Proof for real symmertic, skew-symmetric matrices are always diagonalizable?

Question

Was reading a lot about certain kinds of matrices being always diagonalizable,

like, real symmetric, skew-symmetric, etc,

What would be the proof behind it ?

Answer 1

These are all normal matrices, i.e. matrices such that $AA^*=A^*A$. Normal matrices are diagonalizeable by the Spectral theorem, and in fact unitarily so.

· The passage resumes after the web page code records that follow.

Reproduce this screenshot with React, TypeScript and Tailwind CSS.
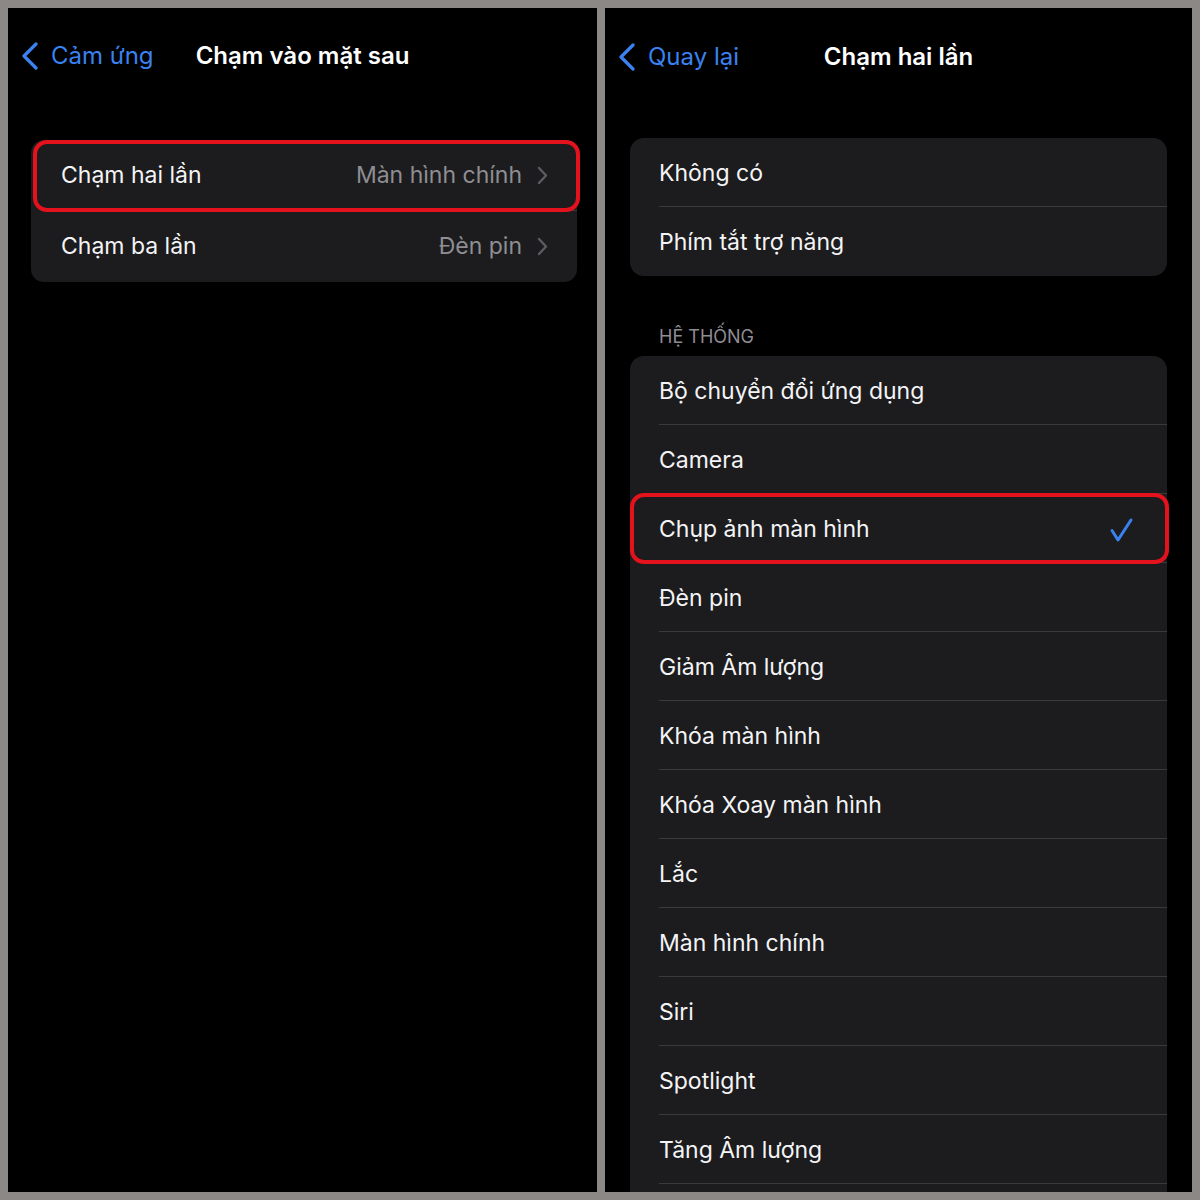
import React from "react";

const font = { fontFamily: "Inter, 'Noto Sans', 'Liberation Sans', sans-serif" };

function BackChevron() {
  return (
    <svg width="18" height="28" viewBox="0 0 18 28" fill="none">
      <path d="M15 2 L3 14 L15 26" stroke="#3a82f0" strokeWidth="3.2" strokeLinecap="round" strokeLinejoin="round" />
    </svg>
  );
}

function RowChevron() {
  return (
    <svg width="11" height="19" viewBox="0 0 11 19" fill="none">
      <path d="M2 2 L9 9.5 L2 17" stroke="#5c5c61" strokeWidth="2.4" strokeLinecap="round" strokeLinejoin="round" />
    </svg>
  );
}

function Check() {
  return (
    <svg width="26" height="26" viewBox="0 0 26 26" fill="none">
      <path d="M3 13.5 L9 23 L22 3" stroke="#3a82f0" strokeWidth="3" strokeLinecap="round" strokeLinejoin="round" />
    </svg>
  );
}

function NavBar({ back, title }: { back: string; title: string }) {
  return (
    <div className="relative flex h-[44px] items-center">
      <div className="flex items-center gap-[12px] pl-[13px] text-[24px] text-[#3a82f0]">
        <BackChevron />
        <span>{back}</span>
      </div>
      <div className="pointer-events-none absolute inset-0 flex items-center justify-center text-[24px] font-semibold text-white">
        {title}
      </div>
    </div>
  );
}

function Highlight({ className }: { className: string }) {
  return <div className={"pointer-events-none absolute rounded-[14px] border-[4px] border-[#e3121c] " + className} />;
}

const leftRows = [
  { label: "Chạm hai lần", value: "Màn hình chính", marked: true },
  { label: "Chạm ba lần", value: "Đèn pin", marked: false },
];

const topOptions = ["Không có", "Phím tắt trợ năng"];

const systemOptions = [
  "Bộ chuyển đổi ứng dụng",
  "Camera",
  "Chụp ảnh màn hình",
  "Đèn pin",
  "Giảm Âm lượng",
  "Khóa màn hình",
  "Khóa Xoay màn hình",
  "Lắc",
  "Màn hình chính",
  "Siri",
  "Spotlight",
  "Tăng Âm lượng",
];

const selected = "Chụp ảnh màn hình";

function OptionRow({ label, last }: { label: string; last?: boolean }) {
  const isSel = label === selected;
  return (
    <div className="relative h-[69px]">
      <div className="flex h-full items-center justify-between pt-[2px] pl-[29px] pr-[32px]">
        <span className="text-[23px] text-[#f4f4f6]">{label}</span>
        {isSel && <Check />}
      </div>
      {!last && <div className="absolute bottom-0 left-[29px] right-0 h-px bg-[#3a3a3d]" />}
      {isSel && <Highlight className="-left-[0px] -right-[2px] -top-[1px] -bottom-[1px]" />}
    </div>
  );
}

export default function App() {
  return (
    <div className="flex h-[1200px] w-[1200px] gap-[8px] bg-[#8b8885] p-[8px]" style={font}>
      {/* Left screen: back tap settings */}
      <div className="h-[1184px] w-[589px] overflow-hidden bg-black">
        <div className="pt-[26px]">
          <NavBar back="Cảm ứng" title="Chạm vào mặt sau" />
        </div>
        <div className="ml-[23px] mr-[20px] mt-[62px] rounded-[13px] bg-[#1c1c1e]">
          {leftRows.map((r, i) => (
            <div key={r.label} className="relative h-[71px]">
              <div className="flex h-full items-center justify-between pl-[30px] pr-[29px]">
                <span className="text-[23px] text-[#f4f4f6]">{r.label}</span>
                <div className="flex items-center gap-[15px]">
                  <span className="text-[23px] text-[#8e8e93]">{r.value}</span>
                  <RowChevron />
                </div>
              </div>
              {i === 0 && <div className="absolute bottom-0 left-[30px] right-0 h-px bg-[#3a3a3d]" />}
              {r.marked && <Highlight className="left-[2px] -right-[3px] top-0 -bottom-[1px]" />}
            </div>
          ))}
        </div>
      </div>

      {/* Right screen: double tap action list */}
      <div className="h-[1184px] w-[587px] overflow-hidden bg-black">
        <div className="pt-[27px]">
          <NavBar back="Quay lại" title="Chạm hai lần" />
        </div>
        <div className="mx-[25px] mt-[59px] rounded-[14px] bg-[#1c1c1e]">
          {topOptions.map((o, i) => (
            <OptionRow key={o} label={o} last={i === topOptions.length - 1} />
          ))}
        </div>
        <div className="mt-[47px] pb-[6px] pl-[54px] text-[18px] text-[#8d8d93]">HỆ THỐNG</div>
        <div className="mx-[25px] rounded-[14px] bg-[#1c1c1e] pb-[60px]">
          {systemOptions.map((o) => (
            <OptionRow key={o} label={o} />
          ))}
        </div>
      </div>
    </div>
  );
}
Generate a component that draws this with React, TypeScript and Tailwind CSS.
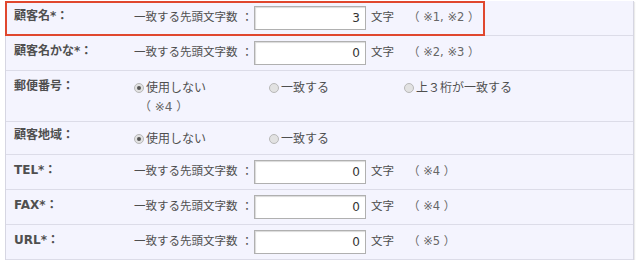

The easiest way to prove this is to consider the Schur decomposition of $A$, which allows us to write $A=QUQ^*$ for some unitary matrix $Q$ and upper triangular matrix $U$. Since $$QUU^*Q^*=(QUQ^*)(QUQ^*)^*=(QUQ^*)^*(QUQ^*)=QU^*UQ^*$$ we have $UU^*=U^*U$. Comparing the first diagonal entries gives us $$\sum_{k=1}^n |u_{1k}|^2=|u_{1n}|^2$$ so $u_{1k}=0$ for $k\ne 1$. Comparing the next diagonal entries gives us $$\sum_{k=2}^n |u_{2k}|^2=|u_{12}|^2 + |u_{22}|^2 = |u_{22}|^2$$ so $u_{2k}=0$ for $k\ne 2$. Continuing in this manner, we see that $U$ must be diagonal.